Einsatzfelder berechnenden Vorgehens
Wie bereits angedeutet kommt kognitive Empathie praktisch in jeder sozialen Beziehung, in jedem nur denkbaren zwischenmenschlichen Setting zum Vorschein. Im betrieblichen Kontext sind es Bewerbungs-, Beurteilungs- und Beförderungssituationen, in denen Mitarbeiterinnen und Mitarbeiter durch gezielt platziertes Impression Management verändernd auf die Wahrnehmung ihrer Vorgesetzten Einfluss nehmen können (und umgekehrt).
Daneben spielt die berechnende Einschätzung der Reaktionen des Gegenübers beim Aufbau von Charisma, bei Influencern im Rahmen des Personal Branding, das heißt dem Aufbau einer eigenen (virtuellen) Marke in sozialen Medien, eine Rolle, indem gezielt Aufmerksamkeit bei der Zielgruppe erzeugt wird (Clickbaiting). Sie kommt aber auch in jeder Gesprächssituation zum Einsatz, in Meetings und gruppendynamischen Prozessen. Manche sehen die toxischen Verhaltensweisen der Dunklen Triade nicht als abschreckendes Beispiel, sondern nutzen diese gar als Blaupause für eigenes Verhalten auf dem "Weg nach oben", als "Karrierebooster". Werte werden nur vorgetäuscht, affektive Empathie und Menschlichkeit nur geheuchelt. Im Zentrum steht das eigene Vorankommen auf Kosten anderer, wobei natürlich alles unternommen wird, diese manipulative Inanspruchnahme zu verbergen.
"Eine Gesellschaft ohne Solidarität und echtes Mitgefühl steht auf Dauer auf wackligen Füßen."
In spieltheoretischen Modellen, aber auch in Ansätzen der neuen Institutionenökonomik (zum Beispiel Transaktionskostentheorie, Prinzipal-Agenten-Modell) geht es vorrangig um die "Auszahlungsmatrix". Es wird davon ausgegangen, dass Akteure zwar begrenzt rational, aber stets gewinnmaximierend und opportunistisch, das heißt unter Einbezug von List, Betrug und Täuschung, handeln. Die kooperativ-altruistische und uneigennützig-hilfsbereite Seite des Menschen wird dabei von vornherein ausgeschlossen.
Eine Gesellschaft ohne Solidarität und echtes, nicht nur vorgespieltes Mitgefühl, in der das Prinzip des "homo homini lupus" und die einseitige Vorteilsnahme die soziale Praxis dominieren, steht auf Dauer allerdings auf wackligen Füßen.

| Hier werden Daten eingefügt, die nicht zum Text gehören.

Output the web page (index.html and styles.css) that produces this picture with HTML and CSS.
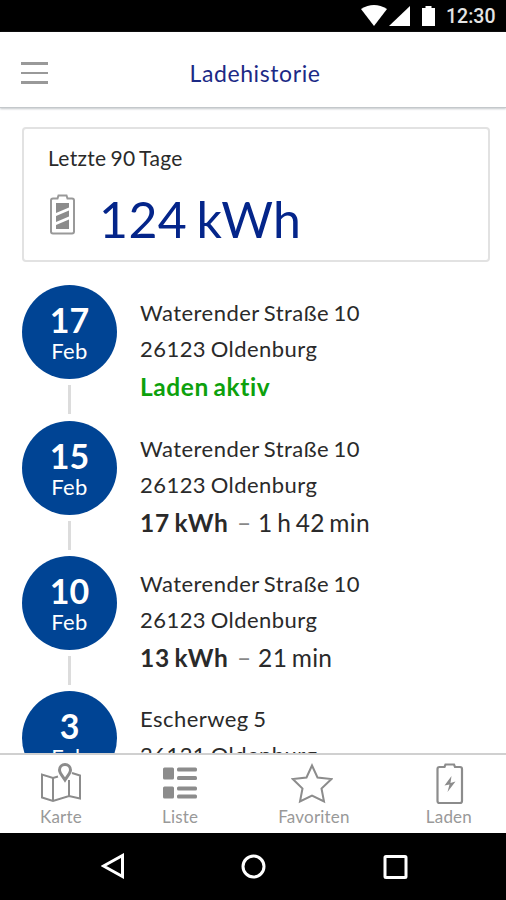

Dasselbe gilt für Unternehmen, Familien und andere soziale Gemeinschaften. Kognitive Empathie bedarf der Zähmung. Sie braucht den Ausgleich durch emotionale Empathie.
Literaturtipps
Busch, M.W. (2024). Kalte Empathie. Die böse Stiefmutter in uns. Universitas, 79 (2), 55-86.
Chang, S.-A.A. et al. (2021). Cognitive empathy in subtypes of antisocial individuals. Frontiers in Psychiatry, 12, 677975.
Decety, J./Jackson, P.L. (2004). The functional architecture of human empathy. Behavioral and Cognitive Neuroscience Reviews, 3 (2), 71-100.
Riess, H. (2017). The science of empathy. Journal of Patient Experience, 4 (2), 74-77.